We focus on three technical components that must be optimized for proper domain speed optimization:

• DNS resolution time: How long it takes for the domain name (like www.namecab.com) to translate into an IP address.
• SSL/TLS handshake: The cryptographic negotiation required to establish a secure connection (HTTPS).
• Time to first byte (TTFB): The moment the server sends the very first piece of data back to the user’s browser.

Our goal here is simple: to provide a definitive, actionable guide to reducing the time spent on these foundational infrastructure steps. By mastering these areas, you ensure that when the browser finally asks for your content, the door is already wide open.

2. Phase 1: Choosing a high-performance dns provider (minimizing lookup latency)

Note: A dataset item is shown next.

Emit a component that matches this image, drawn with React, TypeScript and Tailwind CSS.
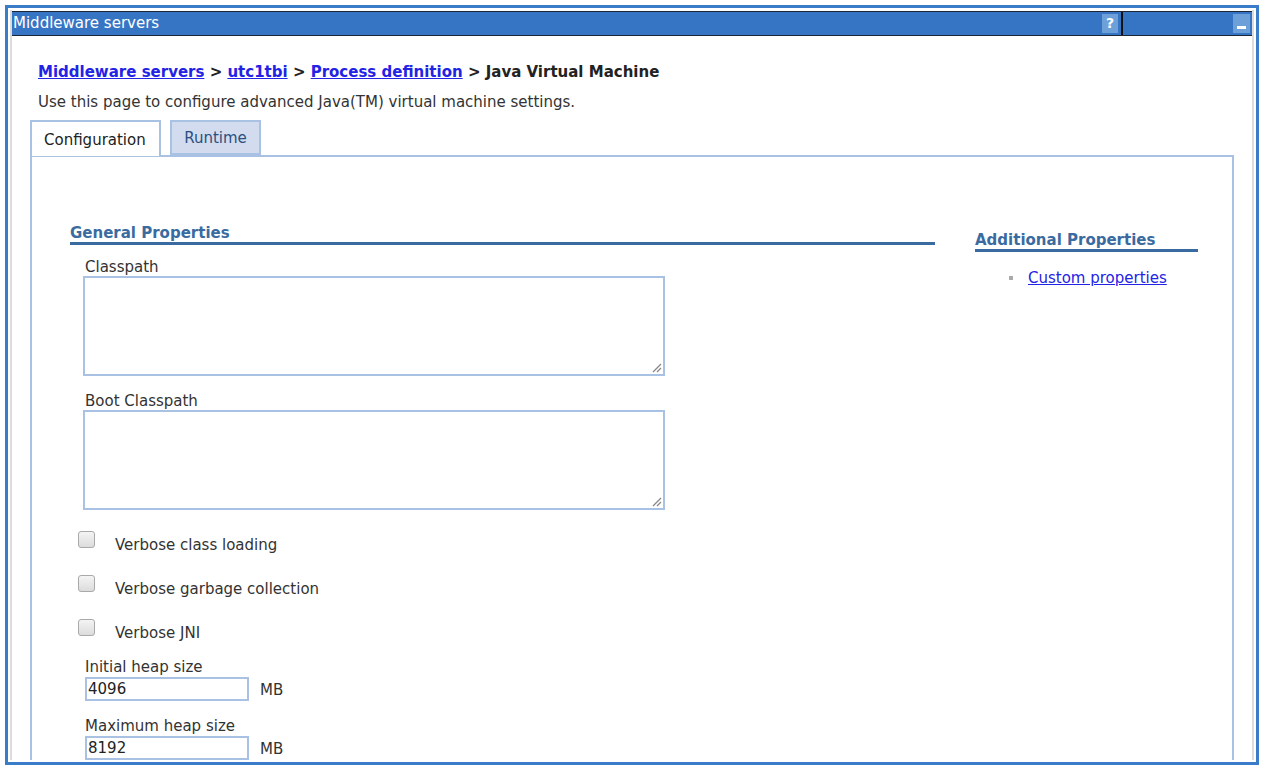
import React from "react";

const font = { fontFamily: '"DejaVu Sans", Verdana, sans-serif' };

function Check({ label }: { label: string }) {
  return (
    <div className="flex items-center h-[44px]">
      <span className="w-[17px] h-[17px] ml-[8px] -mt-[12px] rounded-[3px] border border-[#a9a9a9] bg-gradient-to-b from-[#f4f4f4] to-[#dcdcdc]" />
      <span className="ml-[20px] text-[15px] text-[#333]">{label}</span>
    </div>
  );
}

function Area({ label }: { label: string }) {
  return (
    <div className="ml-[13px]">
      <div className="ml-[2px] text-[15px] text-[#333] leading-[18px]">{label}</div>
      <div className="relative w-[582px] h-[100px] border-2 border-[#a9c2e4] bg-white">
        <svg className="absolute right-[1px] bottom-[1px]" width="12" height="12" viewBox="0 0 12 12">
          <path d="M11 3 L3 11 M11 7 L7 11" stroke="#888" strokeWidth="1.3" />
        </svg>
      </div>
    </div>
  );
}

function Heap({ label, value }: { label: string; value: string }) {
  return (
    <div className="ml-[15px]">
      <div className="text-[15px] text-[#333] leading-[19px]">{label}</div>
      <div className="flex items-center">
        <div className="w-[164px] h-[24px] border-2 border-[#a9c2e4] pl-[1px] text-[15px] text-[#222] leading-[20px]">{value}</div>
        <span className="ml-[11px] text-[15px] text-[#333] mt-[2px]">MB</span>
      </div>
    </div>
  );
}

export default function App() {
  return (
    <div style={font} className="w-[1263px] h-[770px] bg-white pt-[5px] pl-[5px] overflow-hidden">
      <div className="w-[1254px] h-[760px] border-[3px] border-[#3b7cc8] p-[2px]">
        <div className="h-full border-x-2 border-[#dcdcdc] relative overflow-hidden">
          {/* header bar */}
          <div className="-mx-[1px] mt-[1px] h-[25px] bg-[#3675c4] border border-[#1b2636] flex items-center text-white">
            <span className="ml-[1px] text-[15px] leading-none">Middleware servers</span>
            <div className="ml-auto flex h-full items-center">
              <span className="w-[16px] h-[19px] bg-[#6d9fd9] text-white text-[14px] font-bold leading-[19px] text-center">?</span>
              <span className="ml-[3px] w-[2px] h-full bg-[#111]" />
              <span className="ml-[110px] mr-[2px] w-[17px] h-[19px] bg-[#6d9fd9] flex items-end justify-center pb-[4px]">
                <span className="w-[9px] h-[3px] bg-white" />
              </span>
            </div>
          </div>

          <div className="pt-[26px] pl-[26px]">
            <div className="text-[15px] font-bold text-[#222] leading-[20px]">
              <span className="text-[#2323e6] underline">Middleware servers</span>
              {" > "}
              <span className="text-[#2323e6] underline">utc1tbi</span>
              {" > "}
              <span className="text-[#2323e6] underline">Process definition</span>
              {" > Java Virtual Machine"}
            </div>
            <div className="mt-[11px] text-[15px] text-[#333] leading-[18px]">
              Use this page to configure advanced Java(TM) virtual machine settings.
            </div>
          </div>

          <div className="ml-[18px] mr-[18px] mt-[9px]">
            {/* tabs */}
            <div className="flex items-end h-[35px]">
              <div className="w-[131px] h-[36px] -mb-[1px] border-2 border-b-0 border-[#a9c2e4] bg-white relative z-10 flex items-center pl-[12px] pt-[2px] text-[15px] text-[#222]">
                Configuration
              </div>
              <div className="ml-[9px] w-[91px] h-[35px] border-2 border-[#a9c2e4] bg-[#d3dcef] flex items-center justify-center pt-[2px] text-[15px] text-[#2b4f80]">
                Runtime
              </div>
            </div>
            <div className="h-[620px] border-2 border-[#a9c2e4] flex pt-[68px]">
              <div className="ml-[38px] w-[865px]">
                <div className="text-[15px] font-bold text-[#3a6ba0] leading-[17px] border-b-[3px] border-[#3a6ba0]">
                  General Properties
                </div>
                <div className="mt-[13px]">
                  <Area label="Classpath" />
                </div>
                <div className="mt-[16px]">
                  <Area label="Boot Classpath" />
                </div>
                <div className="mt-[13px]">
                  <Check label="Verbose class loading" />
                  <Check label="Verbose garbage collection" />
                  <Check label="Verbose JNI" />
                </div>
                <div className="mt-[3px]">
                  <Heap label="Initial heap size" value="4096" />
                </div>
                <div className="mt-[15px]">
                  <Heap label="Maximum heap size" value="8192" />
                </div>
              </div>
              <div className="ml-[40px] w-[223px] pt-[7px]">
                <div className="text-[15px] font-bold text-[#3a6ba0] leading-[17px] border-b-[3px] border-[#3a6ba0]">
                  Additional Properties
                </div>
                <div className="mt-[17px] flex items-center text-[15px] leading-[18px]">
                  <span className="ml-[34px] w-[4px] h-[4px] bg-[#aaa]" />
                  <span className="ml-[15px] text-[#2323e6] underline">Custom properties</span>
                </div>
              </div>
            </div>
          </div>
        </div>
      </div>
    </div>
  );
}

Before a user’s browser can even attempt to connect to your web server, it must first figure out where that server lives. This process is called DNS (Domain Name System) lookup. A slow DNS resolver can add hundreds of milliseconds to the total loading time, delaying the connection before the browser even starts transferring data.

Minimizing this lookup latency is a core aspect of foundational domain speed.

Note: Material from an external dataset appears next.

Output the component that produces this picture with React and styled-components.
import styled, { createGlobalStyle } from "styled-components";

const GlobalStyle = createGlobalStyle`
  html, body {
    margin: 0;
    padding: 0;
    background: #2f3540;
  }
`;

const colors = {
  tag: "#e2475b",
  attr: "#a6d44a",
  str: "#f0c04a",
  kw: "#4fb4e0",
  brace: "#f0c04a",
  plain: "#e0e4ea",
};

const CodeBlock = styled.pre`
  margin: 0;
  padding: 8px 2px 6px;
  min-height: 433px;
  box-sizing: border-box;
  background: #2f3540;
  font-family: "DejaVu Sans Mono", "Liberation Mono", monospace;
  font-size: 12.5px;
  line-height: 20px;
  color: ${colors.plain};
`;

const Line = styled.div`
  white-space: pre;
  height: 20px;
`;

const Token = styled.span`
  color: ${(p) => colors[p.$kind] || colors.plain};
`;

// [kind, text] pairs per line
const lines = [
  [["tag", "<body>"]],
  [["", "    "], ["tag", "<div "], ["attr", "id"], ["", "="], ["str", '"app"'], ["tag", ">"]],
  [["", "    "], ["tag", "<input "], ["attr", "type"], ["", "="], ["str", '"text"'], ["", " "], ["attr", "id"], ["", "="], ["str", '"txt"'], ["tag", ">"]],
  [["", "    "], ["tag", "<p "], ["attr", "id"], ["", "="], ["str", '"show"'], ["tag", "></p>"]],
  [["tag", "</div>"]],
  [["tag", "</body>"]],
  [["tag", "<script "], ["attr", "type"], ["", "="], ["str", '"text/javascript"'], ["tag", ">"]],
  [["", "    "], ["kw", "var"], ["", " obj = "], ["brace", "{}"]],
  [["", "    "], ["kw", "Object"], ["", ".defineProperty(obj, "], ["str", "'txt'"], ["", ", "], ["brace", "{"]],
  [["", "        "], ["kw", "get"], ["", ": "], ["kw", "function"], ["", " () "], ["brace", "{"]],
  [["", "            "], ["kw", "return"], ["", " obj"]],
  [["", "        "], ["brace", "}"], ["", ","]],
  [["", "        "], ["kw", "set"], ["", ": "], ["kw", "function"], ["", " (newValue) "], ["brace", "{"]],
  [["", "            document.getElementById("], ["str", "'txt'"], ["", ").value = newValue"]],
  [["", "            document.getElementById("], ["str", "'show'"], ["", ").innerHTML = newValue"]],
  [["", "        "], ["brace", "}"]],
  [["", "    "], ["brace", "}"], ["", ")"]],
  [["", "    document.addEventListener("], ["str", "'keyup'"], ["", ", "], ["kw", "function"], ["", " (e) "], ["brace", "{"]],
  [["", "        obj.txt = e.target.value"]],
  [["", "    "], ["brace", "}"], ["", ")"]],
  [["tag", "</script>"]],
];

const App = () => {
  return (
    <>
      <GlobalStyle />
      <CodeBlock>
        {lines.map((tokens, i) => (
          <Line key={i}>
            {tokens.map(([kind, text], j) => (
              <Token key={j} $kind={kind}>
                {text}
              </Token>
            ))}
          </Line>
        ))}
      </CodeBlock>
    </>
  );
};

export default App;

You must move away from the slow, often overloaded default DNS nameservers provided by your domain registrar or standard ISP.

2.1. Recommendation 1: Cloudflare dns (1.1.1.1)

Cloudflare operates one of the world’s largest global networks. When you use Cloudflare DNS (1.1.1.1), you leverage this network to resolve domain names faster than almost any standard provider.

Why choose Cloudflare DNS:

• Global network advantage: Cloudflare has data centers spread across every continent, meaning the DNS lookup request only travels a very short distance to reach an edge resolver, dramatically reducing latency.
• Speed superiority: It is consistently measured as one of the fastest public DNS resolvers available.
• Built-in security: Cloudflare provides modern security features, including filtering known malicious domains.

Actionable instruction: changing your nameservers

To benefit from Cloudflare’s speed, you must change the nameservers configured at your domain registrar.

1. Log into your registrar (e.g., GoDaddy, Namecheap, Google Domains).
2. Navigate to the “Manage DNS” or “Nameservers” settings for your domain.
3. Replace the existing nameservers with the Cloudflare nameservers provided when you set up your domain on their platform (they typically look like domain.ns.cloudflare.com and domain2.ns.cloudflare.com).
4. Once the change propagates globally (which can take minutes to hours), all requests for your domain will utilize Cloudflare’s high-speed network for resolution.

2.2. Recommendation 2: Google public dns (8.8.8.8)

If for any technical reason Cloudflare is not suitable for your setup, Google Public DNS (8.8.8.8 and 8.8.4.4) stands as a highly stable and fast alternative. It maintains massive infrastructure and offers reliable, speedy resolution times globally. While often slightly slower than Cloudflare in head-to-head testing, it provides excellent reliability and low resolution latency compared to standard ISP or registrar nameservers.

2.3. Verification step: testing dns response times

You must verify that your changes are making a measurable difference. Standard tools can help you test your current DNS response times:

• DNSPerf: This online tool allows you to compare the speed and reliability of different public DNS providers from various global testing points.
• Command-line tools (e.g., dig): Run the dig command from your local machine to check the exact query time (Query time: XX msec). Testing from a VPS located geographically far from you can also show the real-world latency difference.

By migrating to an optimized DNS provider, you effectively eliminate the first major source of connection latency.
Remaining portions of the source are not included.